While speaking to Clark Judge of Talk of Fame Sports Network, Polian had this to say:

“I take neither,” Polian said. “First of all, here’s my position: [I want players who] contribute both individually and to the team. T.O.’s situation, T.O.’s temperament, his ability to contribute to the team was well-known up front. He was going to be a problem. We did not want to deal with problem children. Others may. We didn’t. That’s number one. Number two, every year in Indianapolis we said the following: ‘The price of admission is 100% effort all the time in everything we do.’ Well, how can we take Randy Moss when we make that statement? It’s that simple.”

Whenever we have discussions such as this, we’re quick to highlight how Polian is a resident expert when it comes to the NFL, and we begin to run off a list of his Hall of Fame credentials. I’ll let other articles do that.

This isn’t about his resume or qualifications that made him successful as a general manager. This is a common sense issue. Anyone can see that Owens and Moss should unequivocally be in the Hall of Fame.

Now this isn’t the first time we’ve seen Hall of Fame snubs or a discussion about athletes who should undeniably be voted in, and it certainly won’t be the last time.

But to the selection committee and specifically Polian, what exactly are your criteria for eligibility and acceptance?

If there’s any hesitation as to whether someone should be voted in take a second to ask these series of questions: Did their talent match their production? Did they perform at an elite level for an extended period of time? When we bring up their respective position, are we forced to mention to their name? Was their talent must-see?

Check. Check. Check. Check.

Moss and Owens undoubtedly answered those questions with their body of work.

Polian made mention of how Owens was renowned for dropping passes and led the league in drops a few times. Is Polian aware that Brett Favre threw a plethora of interceptions, some in the biggest of in-game moments, and subsequently led the NFL in interceptions on several occasions?

Being such an NFL historian, I’m sure Polian is.

But Favre, with his storied career, made it into the Hall of Fame.

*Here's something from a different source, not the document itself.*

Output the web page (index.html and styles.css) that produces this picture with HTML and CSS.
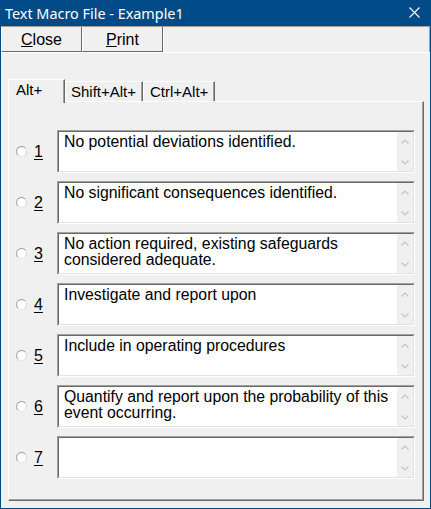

It’s because at the end of his playing career his dominance in every statistical category imaginable to quarterbacks was so irrefutable that his numbers warranted his nomination and eventual enshrinement.

Same argument goes for Owens and Moss.


Both had stellar careers indelibly stained with controversy on or off the field, drama, and several teams ultimately parting ways with both multiple times. Up goes the cry if they were so great, then why did so many teams release them? My retort to that is very simple: Why did other teams keep giving them another chance?

It’s because their talent and on-field productivity warranted they get another opportunity.

What kind of message are we sending if we totally ignore statistics, the eye test, talent and the acknowledgement from their very own peers that Owens and Moss are two of the best wide receivers to lace up a pair of cleats?

If two of the most successful coaches in NFL lore, Bill Parcells and Bill Belichick, both acknowledge that Owens and Moss should be in the Hall of fame, who is Polian to argue that?

Owens will be up for enshrinement for the third time next year, while Moss will be in his first year of eligibility. Much to his chagrin, Polian ultimately thinks Moss and Owens will eventually end up in Canton, Ohio, with him one day.

Owens and Moss being denied entry into the Hall of Fame would be more of a disgrace than actually letting them in.

Just maybe, one day, the voters will see it that way.